Prospective purchasers are advised that several countries prohibit the importation of property containing materials from endangered species, including but not limited to coral, ivory and tortoiseshell. Accordingly, prospective purchasers should familiarize themselves with relevant customs regulations prior to bidding if they intend to import this lot into another country.
For the ancient Punuk Eskimos of St. Lawrence Island, Alaska, (600-1100 AD), life revolved around the hunting of the abundant sea mammal population in the Bering Sea. A combination of physical and spiritual means were addressed in order to ensure success in the hunt, and thus the continued survival of the village. Both of these aspects are strongly evident in these snow goggles.
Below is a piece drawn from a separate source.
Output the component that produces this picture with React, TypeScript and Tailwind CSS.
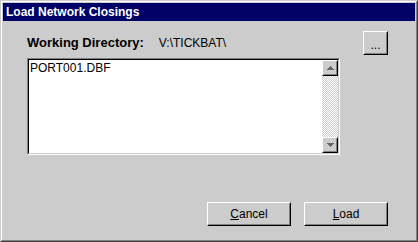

The harsh arctic climate presented some unique impediments to the Eskimo hunter. The high latitude left the sun low on the horizon through much of the year, and the resulting glare was compounded by the highly reflective snow or water that covered the area. Without protection, a hunters eyes were left vulnerable to a painful and often serious condition known as snow blindness, similar to a sunburn. Ivory or wood snow goggles alleviated this effect by allowing the wearer to peer through narrow openings, while shading him from the excessive glare. Additionally, they afforded protection from wind, sleet, etc. while travelling.
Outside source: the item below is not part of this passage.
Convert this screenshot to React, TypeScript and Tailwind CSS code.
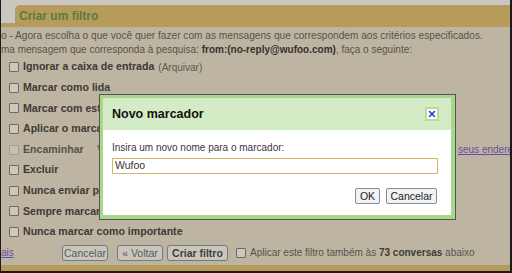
import { X } from 'lucide-react';

const rows = [
  { label: 'Ignorar a caixa de entrada', extra: '(Arquivar)' },
  { label: 'Marcar como lida' },
  { label: 'Marcar com estrela' },
  { label: 'Aplicar o marcador:' },
  { label: 'Encaminhar', disabled: true },
  { label: 'Excluir' },
  { label: 'Nunca enviar para o spam' },
  { label: 'Sempre marcar como importante' },
  { label: 'Nunca marcar como importante' },
];

const Box = ({ disabled }: { disabled?: boolean }) => (
  <span
    className={
      disabled
        ? 'inline-block shrink-0 w-[10px] h-[10px] rounded-[1px] border border-[#a19d92] bg-[#c6c0b1]'
        : 'inline-block shrink-0 w-[10px] h-[10px] rounded-[1px] border border-[#6d6a63] bg-[#cdc8bb]'
    }
  ></span>
);

const PageButton = ({ children, w, bold }: { children: React.ReactNode; w: string; bold?: boolean }) => (
  <button
    className={
      (bold ? 'font-bold text-[#3c3f42] ' : 'text-[#535d68] ') +
      w +
      ' h-[16px] border border-[#6f7b86] rounded-[3px] bg-[#cbc6ba] text-[10.5px] leading-none'
    }
  >
    {children}
  </button>
);

export default function App() {
  return (
    <div className="relative w-[512px] h-[273px] overflow-hidden flex flex-col bg-[#bdb5a1] border-l border-r-2 border-b-2 border-[#1b1b1b] font-['Liberation_Sans',Arial,sans-serif]">
      {/* header */}
      <div className="bg-[#c8c7c2] pt-[5px]">
        <div className="flex h-[18px]">
          <div className="w-[14px]"></div>
          <div className="flex-1 bg-[#b79b5b] rounded-tl-[5px] pl-[4px] pt-[4px] text-[12px] leading-[14px] font-bold text-[#5a7b3d]">
            Criar um filtro
          </div>
        </div>
        <div className="h-[4px] bg-[#b79b5b]"></div>
      </div>

      {/* content */}
      <div className="flex-1 pt-[2px] text-[#56534b] whitespace-nowrap">
        <div className="text-[10.15px] leading-[14px]">
          o - Agora escolha o que você quer fazer com as mensagens que correspondem aos critérios especificados.
        </div>
        <div className="text-[10px] leading-[14px]">
          ma mensagem que corresponda à pesquisa: <b className="text-[#34322d]">from:(no-reply@wufoo.com)</b>, faça o
          seguinte:
        </div>

        {rows.map((r, i) => (
          <div key={i} className="h-[20.6px] flex items-center pl-[8px] gap-[4px]">
            <Box disabled={r.disabled} />
            <span
              className={
                r.disabled
                  ? 'inline-block shrink-0 w-[70px] text-[10.6px] font-bold text-[#55524b]'
                  : 'shrink-0 text-[10.6px] font-bold text-[#3d3a35]'
              }
            >
              {r.label}
            </span>
            {r.extra && <span className="shrink-0 text-[10px] text-[#5b5850]">{r.extra}</span>}
            {r.disabled && (
              <>
                <span className="inline-block shrink-0 w-[357px] text-[10px] text-[#56534b]">V</span>
                <span className="shrink-0 text-[10px] text-[#6a4ea6] underline">seus endereços</span>
              </>
            )}
          </div>
        ))}

        <div className="mt-[2px] h-[17px] flex items-center">
          <span className="text-[10px] text-[#6a4ea6] underline w-[61px]">ais</span>
          <div className="flex items-center">
            <PageButton w="w-[46px]">Cancelar</PageButton>
            <span className="w-[9px]"></span>
            <PageButton w="w-[46px]">« Voltar</PageButton>
            <span className="w-[4px]"></span>
            <PageButton w="w-[61px]" bold>
              Criar filtro
            </PageButton>
          </div>
          <span className="ml-[8px] mr-[4px] flex">
            <Box />
          </span>
          <span className="text-[10px] text-[#56534b]">
            Aplicar este filtro também às <b className="text-[#3d3a35]">73 conversas</b> abaixo
          </span>
        </div>
      </div>

      <div className="h-[6px] bg-[#b79b5b]"></div>

      {/* dialog */}
      <div className="absolute left-[98px] top-[94px] w-[357px] h-[126px] border border-[#4f5a48] bg-[#a8d68e] pt-[3px] pl-[3px] pr-[4px] pb-[4px] flex flex-col">
        <div className="h-[32px] bg-[#d3ecc6] flex items-center justify-between pl-[9px] pr-[12px]">
          <span className="text-[12.5px] font-bold text-[#111]">Novo marcador</span>
          <span className="w-[14px] h-[14px] bg-white border-2 border-[#b4dd9d] flex items-center justify-center">
            <X size={10} strokeWidth={3.5} color="#2b2bd0" />
          </span>
        </div>
        <div className="flex-1 bg-white pl-[9px] pr-[13px] pt-[11px] flex flex-col">
          <div className="text-[10px] leading-[14px] text-[#3e3346]">Insira um novo nome para o marcador:</div>
          <div className="mt-[3px] h-[16px] border border-[#d6b468] flex items-center pl-[2px] text-[10.5px] text-[#3a3340]">
            Wufoo
          </div>
          <div className="mt-[14px] flex justify-end gap-[6px] pr-[1px]">
            <button className="h-[16px] w-[25px] border border-[#7a8ea2] rounded-[2px] bg-[#f2f2f2] text-[10.5px] leading-none text-[#222]">
              OK
            </button>
            <button className="h-[16px] w-[51px] border border-[#7a8ea2] rounded-[2px] bg-[#f2f2f2] text-[10.5px] leading-none text-[#222]">
              Cancelar
            </button>
          </div>
        </div>
      </div>
    </div>
  );
}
Throughout history, Eskimo cultures have believed that all things in the physical world are imbued with a living spirit, or inua. In order to gain favor with the inua of his prey, a hunter would observe numerous taboos, and strive to use only the most beautiful, finely prepared hunting gear. Thus, much of the finest art of the Prehistoric Eskimo is that which is applied to hunting equipment.
In this artifact, an ingenious utilitarian object is elevated to the level of a work of fine art.
Not only have these goggles been exquisitely sculpted to fit the contours of the hunters face, but the artist has also gone to great lengths to embellish them with a beautifully engraved design. Here, he has boldly departed from the usual rigid symmetry and mechanical qualities common to most Punuk art, and instead has opted for a uniquely individual, asymmetrical design. His composition of flowing arcs, punctuated by drilled dots, references the organic rhythm of the earlier Old Bering Sea style, but renders it within the bounds of the newer, bolder simplicity of the Early Punuk style. The economy of line strengthens the impact of the image.
This piece captures two major forces in the Punuk Eskimo conception of the world. It is both a spiritual and a technical tour-de-force, executed in honor of the animals that offered their lives and allowed for the continued survival of the Eskimo people.